Much has been written about Islam as a vehicle for Arab supremacism. But even that supremacism that puts Arab above non-Arab Muslim, has its degrees. The blacks of Africa were the staple of the Arab slave trade for a thousand years, while the Atlantic slave trade lasted little more than two centuries. The Arab slave trade was stamped out only by the outside, Christian powers, first by using force. Great Britain through naval power managed in the 19th century to end the Arab slave trade in blacks seized and brought to Arabia, though they did not manage to end the practice of slavery by the Muslim Arabs. The French did the same where their writ ran in North Africa.

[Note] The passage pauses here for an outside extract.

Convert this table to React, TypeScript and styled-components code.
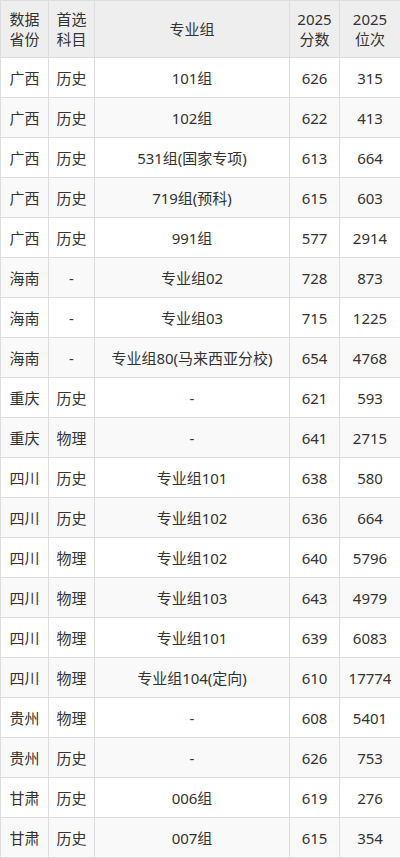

Slavery was formally abolished in Saudi Arabia only in 1962, with much protesting and grumbling and, in the case of one Saudi princess, a refusal to comply. And there are many reports of its persistence in Saudi Arabia, including one published just this past week by an Arab from the Maghreb who, in the French press, wrote unequivocally that such slavery still exists in Saudi Arabia, beyond the prying eyes or minds of Westerners. Advertisements have been spotted in Saudi papers, offering to swap (yes, just like those folksy swaps in Yankee Magazine, out of Dublin, New Hampshire) girls, Indian or Thai or Cambodian, for a used car — but please, one in good condition.
After all, the more than million Christians who over the centuries were taken by Arab slavers who raided the coast and made off with whole villages (see Giles Milton’s book on Thomas Pellow of Cornwall) in Western Europe, and the other millions taken from the Slavs in the East, and the still other women kidnapped from Georgia and Circassia to supply the choicest members of the harems (which were not limited, as Westerners seem to think, to Ottoman padishahlar or other rulers), not to mention the “slave-rulers” such as the Mamelukes in Egypt, all testify to the centrality of slavery, and its permanent legitimacy that comes from its being recognized in the immutable Qur’an, and in the exemplary practices of 7th-century Arabia preserved as a model for all Muslims for all time in the Hadith and the Sira.
If one denounced slavery, one would be attacking Muhammad, or Islam. In order to denounce it, one would be suggesting that Muhammad was not, in what he permitted, the perfect man for all time. One would be hinting that the Sunna is not the perfect way of life for all time. On what textual basis, therefore, can anti-slavery Muslims propose to convince other Muslims that one can treat the Qur’an and hadith as historical texts, not valid in every way for all time, but to be treated as Christians and Jews treat certain parts of their respective religious texts? It is the intellectual and psychological inability of Muslims to do this, to jettison large parts of hadith and sira and — Qur’an — that stand in the way. It doesn’t matter if this or that Muslim feels uneasy, or privately distances himself. What matters is what most Muslims think, or choose to think, based on their refusal to reconsider the supposed holiness or immutability of the texts.